So what do you do then?

A few months ago we went to see the comedian Lee Hurst in Hemel Hempstead. He was very funny but there were two moments when my heart sank. First was when I realised that instead of being a couple of rows back the seating numbers meant that we were actually in the front row. This is the not the place to be in comedy gigs unless you are happy to be part of the act. Up to being dragged on stage, as happened to me last summer in the Reduced Shakespeare’s Company “Complete World of Sports: Abridged” in the West End but that’s another story.
Secondly was when Lee Hurst looked at me and asked:
‘So what do you do then?’
I mumbled something incomprehensible and as a result he declared I was being evasive and therefore I was a secret agent. I wish it was the case. Sadly it is because I cannot really explain what my job is in a way that does not put people to sleep after two or three minutes of earnest description.
I was reminded of this again at the weekend when I found myself making disapproving noises at products in a friend’s bathroom, and later at the fruit juice on the breakfast table. Yes. I am that sad. If you invite me in, you can guarantee that I have passed away a few moments reviewing the labeling compliance of your purchases.
I just cannot stop myself after twenty years of doing it day in, day out.
The art of regulatory affairs, at least in the cosmetics sector, is often about compliance with technical legislation. There are three main tiers – what products can and cannot contain, how they should be labeled and information that needs to be kept, primarily regarding the safety of a product. Here in Europe, this latter point is (rightfully) the main focus.
Part of this is the labeling of the product – warnings and the like, ingredient labels – but in reality there are few warnings required as cosmetic products (and here we are using the word technically so it is shampoos, skin creams, soaps etc and not just mascara) are just not very dangerous products and/or it is pretty obvious how to use them.
Ingredient lists are largely unread by the vast majority of people (they are there so if you have an allergy to an ingredient you can avoid it, but most of us don’t know of any allergies we may have so the usefulness is limited.
So, all those complicated labels are really only for a few people and to meet an expectation that consumers want lots of information that they never knew they needed and have no idea what they want to do with it.
So here are my three favourite bits of ingredient labeling trivia. Go pick up that shampoo bottle and follow along with me if you really have nothing better to do.

1. A tricky descent?
We are used to seeing ingredient labels on foods that have the list of ingredients in descending order so we kind of assume that a similar looking list on our skin cream is the same. It may not be, however. For cosmetic products, only ingredients that are present over 1% in the formulation must be in order. For a lot of products that may only be the first two or three ingredients. So don’t assume that your hero botanical ingredient that appears fourth in a list of twenty ingredients is in the correct place. It may be; just order is no promise of how much of the stuff is in there.

2. The tale of “Aqua”.
With apologies, this is not the story of the creators of “Barbie Girl” but possibly as odd…
When the ingredient labeling rules were being developed here in Europe the question of language arose. Do ingredients need to be translated in the multiple official EU languages?
Sensibly the answer was “no” as otherwise you would need a small book to be given to you each time you buy some toothpaste. So the idea was to have a standard set of name conventions. Indeed this was supposed to be internationally accepted – International Nomenclature for Cosmetic Ingredients (“INCI“).
That meant using simple chemical names that anyone in theory should understand for most substances – and that‘s science, so politically acceptable to effectively use English. But the question arose for those ingredients that have common names – water, honey etc. and botanicals. Since it would be entirely unfair to choose one EU language over another… The EU chose to use a language nobody uses outside of Roman Re-enactment groups – Latin. So we have “Aqua” instead of “Water“, “Mel” instead of “Honey“, and the Linnaean nomenclature (I love that word, just had to use it) for botanicals. Of course the global thing was up the spout right from the start – the USA, the most obvious market to converge with – requires “Water” and shows no sign of improving the Classical Education of the masses.

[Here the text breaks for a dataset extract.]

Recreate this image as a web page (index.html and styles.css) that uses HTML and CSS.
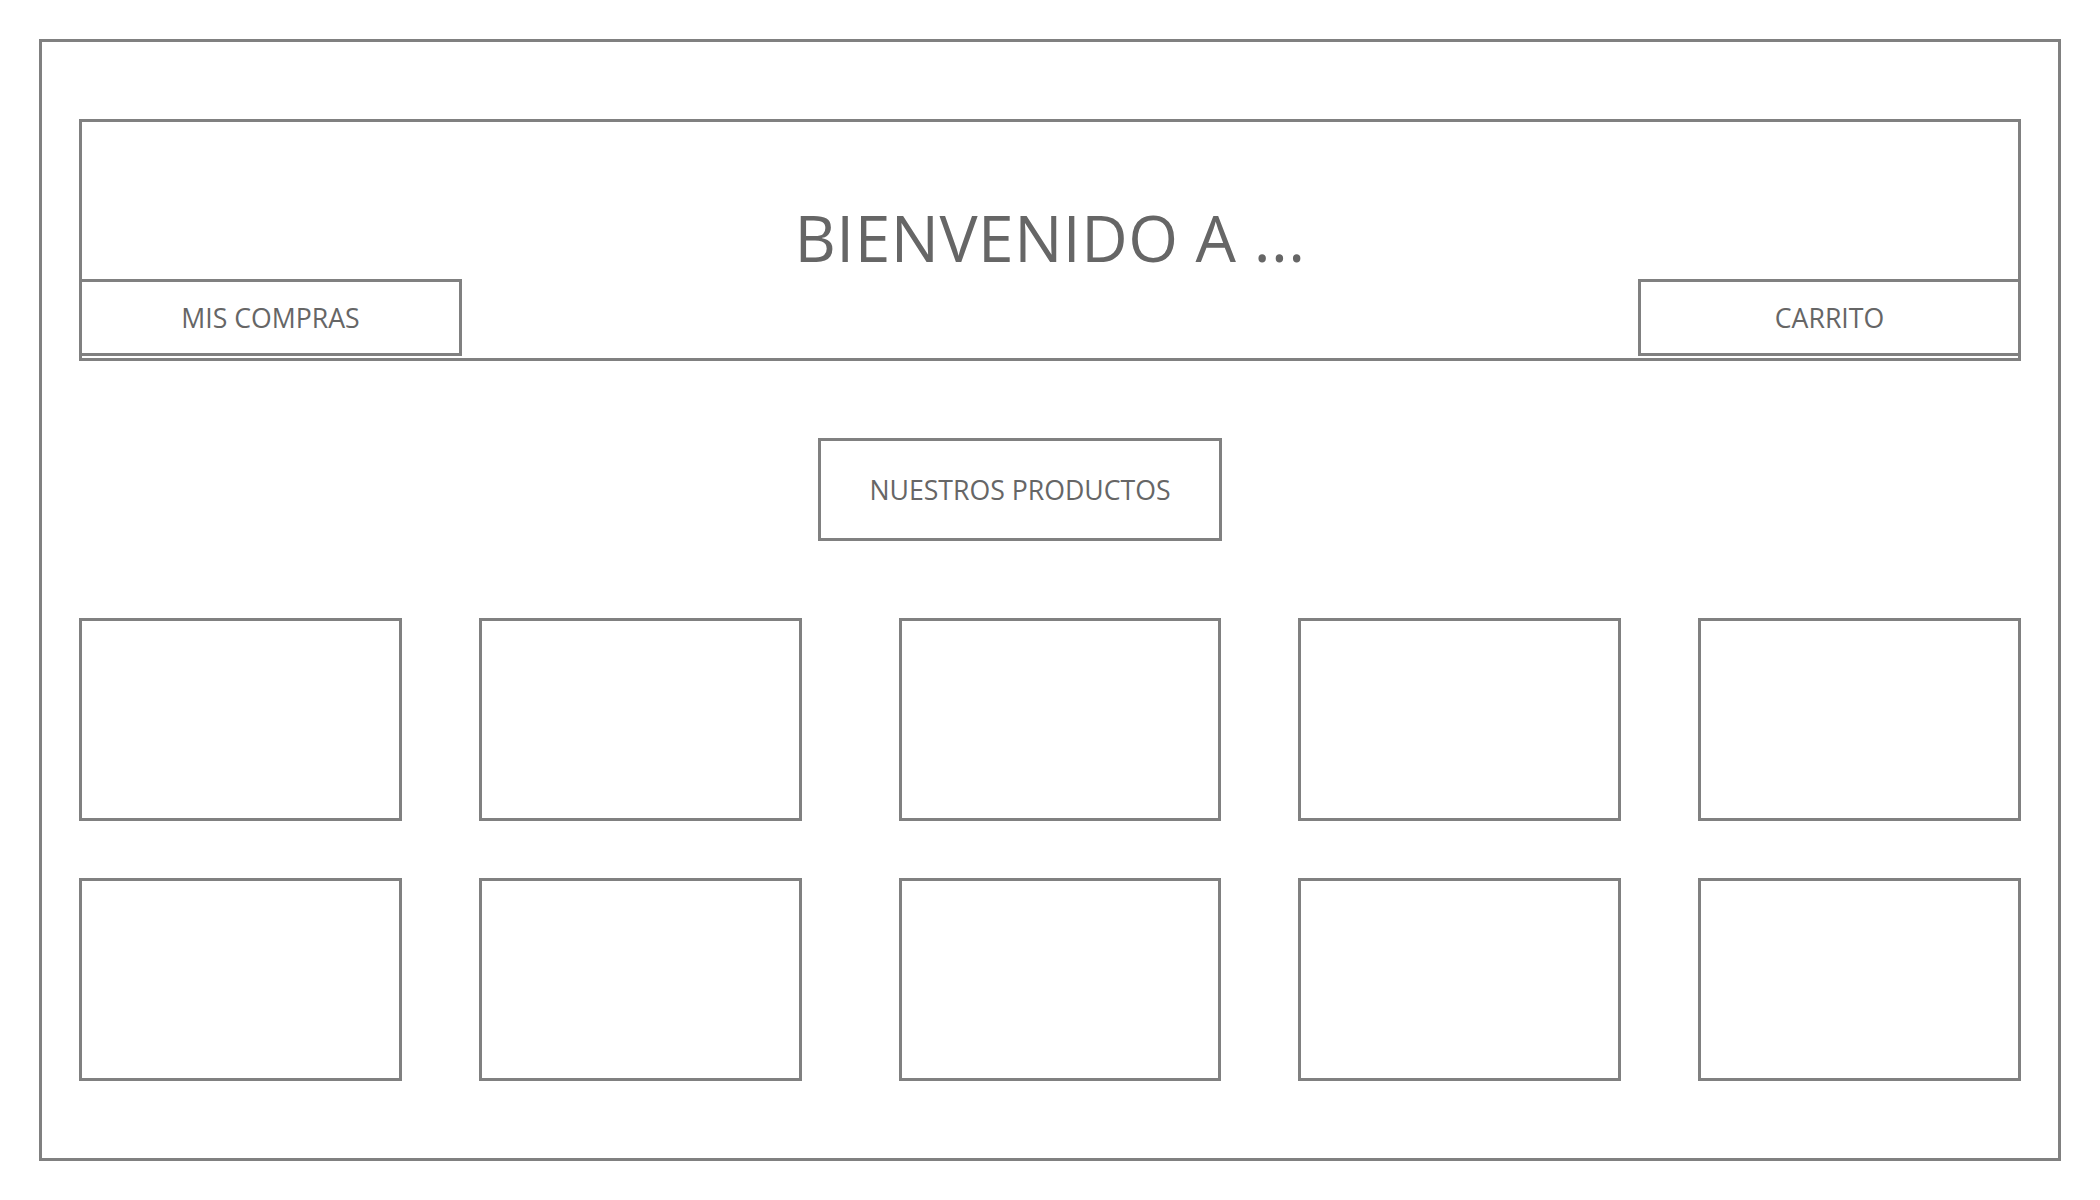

3. We’ll always have Paris.
I am still not entirely sure what went on when, having decided on Latin, one word that applies to the vast majority of products somehow slipped in… In French…So we have “Parfum” rather than perfume, some Latin thing or the US “Fragrance”. Why? I’ve no idea. France sees itself as the spiritual home of the perfume industry and maybe enough expensive brandy was passed around at the European Institutions one afternoon that it seemed a good idea at the time. Or maybe it was just thought to be more romantic. Even European Institutions have feelings it seems.

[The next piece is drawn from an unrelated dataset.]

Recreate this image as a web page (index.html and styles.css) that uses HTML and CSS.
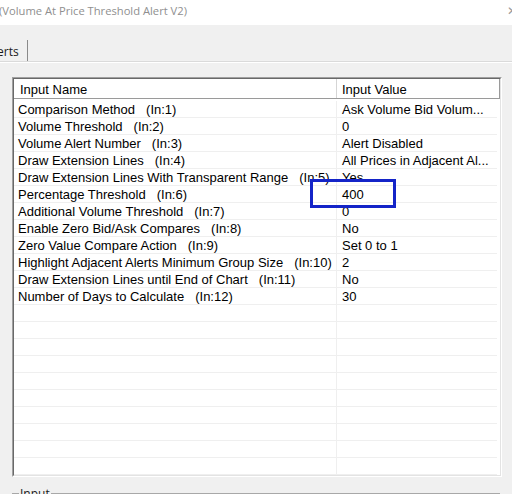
FILE: index.html
```html
<!DOCTYPE html>
<html>
<head>
<meta charset="utf-8">
<link rel="stylesheet" href="styles.css">
</head>
<body>
<div class="window">
  <div class="titlebar">
    <span class="title">(Volume At Price Threshold Alert V2)</span>
    <span class="close">✕</span>
  </div>
  <div class="tabstrip">
    <div class="tab">erts</div>
  </div>
  <div class="panel">
    <div class="listbox">
      <div class="listinner">
        <div class="header">
          <div class="hname">Input Name</div>
          <div class="hvalue">Input Value</div>
        </div>
        <div class="body">
          <div class="row"><div class="name">Comparison Method<span class="in">(In:1)</span></div><div class="value">Ask Volume Bid Volum...</div></div>
          <div class="row"><div class="name">Volume Threshold<span class="in">(In:2)</span></div><div class="value">0</div></div>
          <div class="row"><div class="name">Volume Alert Number<span class="in">(In:3)</span></div><div class="value">Alert Disabled</div></div>
          <div class="row"><div class="name">Draw Extension Lines<span class="in">(In:4)</span></div><div class="value">All Prices in Adjacent Al...</div></div>
          <div class="row"><div class="name">Draw Extension Lines With Transparent Range<span class="in">(In:5)</span></div><div class="value">Yes</div></div>
          <div class="row"><div class="name">Percentage Threshold<span class="in">(In:6)</span></div><div class="value">400</div></div>
          <div class="row"><div class="name">Additional Volume Threshold<span class="in">(In:7)</span></div><div class="value">0</div></div>
          <div class="row"><div class="name">Enable Zero Bid/Ask Compares<span class="in">(In:8)</span></div><div class="value">No</div></div>
          <div class="row"><div class="name">Zero Value Compare Action<span class="in">(In:9)</span></div><div class="value">Set 0 to 1</div></div>
          <div class="row"><div class="name">Highlight Adjacent Alerts Minimum Group Size<span class="in">(In:10)</span></div><div class="value">2</div></div>
          <div class="row"><div class="name">Draw Extension Lines until End of Chart<span class="in">(In:11)</span></div><div class="value">No</div></div>
          <div class="row"><div class="name">Number of Days to Calculate<span class="in">(In:12)</span></div><div class="value">30</div></div>
          <div class="row"><div class="name"></div><div class="value"></div></div>
          <div class="row"><div class="name"></div><div class="value"></div></div>
          <div class="row"><div class="name"></div><div class="value"></div></div>
          <div class="row"><div class="name"></div><div class="value"></div></div>
          <div class="row"><div class="name"></div><div class="value"></div></div>
          <div class="row"><div class="name"></div><div class="value"></div></div>
          <div class="row"><div class="name"></div><div class="value"></div></div>
          <div class="row"><div class="name"></div><div class="value"></div></div>
          <div class="row"><div class="name"></div><div class="value"></div></div>
          <div class="row"><div class="name"></div><div class="value"></div></div>
        </div>
      </div>
    </div>
    <fieldset class="groupbox"><legend class="legend">Input</legend></fieldset>
  </div>
  <div class="highlight"></div>
</div>
</body>
</html>
```
FILE: styles.css
```css
html, body {
  margin: 0;
  padding: 0;
}
body {
  background: #f0f0f0;
  width: 512px;
  height: 494px;
  overflow: hidden;
}
.window {
  position: relative;
  width: 512px;
  height: 494px;
  overflow: hidden;
}
.titlebar {
  height: 25px;
  background: #ffffff;
  display: flex;
  justify-content: space-between;
  align-items: center;
  font-family: "Open Sans", "Noto Sans", sans-serif;
  font-size: 11.2px;
  color: #8f8f8f;
}
.title {
  margin-left: -1px;
  margin-top: -4px;
}
.close {
  margin-right: -5px;
  margin-top: -4px;
  font-size: 12px;
  color: #9a9a9a;
}
.tabstrip {
  height: 38px;
  box-sizing: border-box;
  border-bottom: 1px solid #ffffff;
  display: flex;
  align-items: flex-end;
  box-shadow: 0 -1px 0 #dadada inset;
}
.tab {
  height: 21px;
  box-sizing: border-box;
  width: 31px;
  border-right: 1px solid #8a8a8a;
  font-family: "Open Sans", "Noto Sans", sans-serif;
  font-size: 12px;
  color: #1a1a1a;
  margin-left: -3px;
  padding-top: 3px;
  line-height: 18px;
  margin-bottom: 1px;
}
.panel {
  padding: 14px 10px 0 12px;
}
.listbox {
  width: 490px;
  height: 400px;
  box-sizing: border-box;
  border: 1px solid;
  border-color: #a0a0a0 #ffffff #ffffff #a0a0a0;
}
.listinner {
  height: 100%;
  box-sizing: border-box;
  border: 1px solid;
  border-color: #696969 #e3e3e3 #e3e3e3 #696969;
  background: #ffffff;
  font-family: "Liberation Sans", Arial, sans-serif;
  font-size: 13px;
  color: #000000;
  overflow: hidden;
}
.header {
  display: flex;
  height: 20px;
  box-sizing: border-box;
  border-bottom: 1px solid #9a9a9a;
  border-right: 1px solid #9a9a9a;
  padding-top: 2px;
  line-height: 17px;
}
.hname {
  width: 323px;
  box-sizing: border-box;
  padding-left: 6px;
  margin-top: -2px;
  padding-top: 2px;
  border-right: 1px solid #d5d5d5;
}
.hvalue {
  flex: 1;
  padding-left: 5px;
}
.body {
  padding: 2px 3px 0 0;
}
.row {
  display: flex;
  height: 17px;
  box-sizing: border-box;
  border-bottom: 1px solid #efefef;
  line-height: 14px;
  white-space: nowrap;
}
.name {
  width: 323px;
  box-sizing: border-box;
  padding-left: 4px;
  padding-top: 2px;
  border-right: 1px solid #efefef;
  overflow: visible;
}
.in {
  margin-left: 11px;
}
.value {
  flex: 1;
  padding-left: 5px;
  padding-top: 2px;
  overflow: hidden;
}
.groupbox {
  margin: 8px 0 0 0;
  padding: 0;
  width: 488px;
  height: 40px;
  box-sizing: border-box;
  border: 1px solid #a8a8a8;
  box-shadow: 1px 1px 0 #ffffff inset;
}
.legend {
  font-family: "Open Sans", "Noto Sans", sans-serif;
  font-size: 12px;
  color: #1a1a1a;
  padding: 0 1px;
  margin-left: 6px;
}
.highlight {
  position: absolute;
  left: 310px;
  top: 179px;
  width: 86px;
  height: 29px;
  box-sizing: border-box;
  border: 3px solid #1424c8;
}
```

Like a lot of EU rules, the heart is actually in the right place; the execution though doesn’t quite survive the proverbial clash with reality.
OK – that’s quite enough. I really should have enthused about what a lovely weekend I had in the sun, wandering around medieval castles and the New Forest but sadly I did feel it was time to talk about what I did. And it is strangely cathartic. And now no one will ask me again.
But I wish I really was a secret agent. But then I’d probably have to kill you all to protect my secret identity so boring you pants off is probably a better option.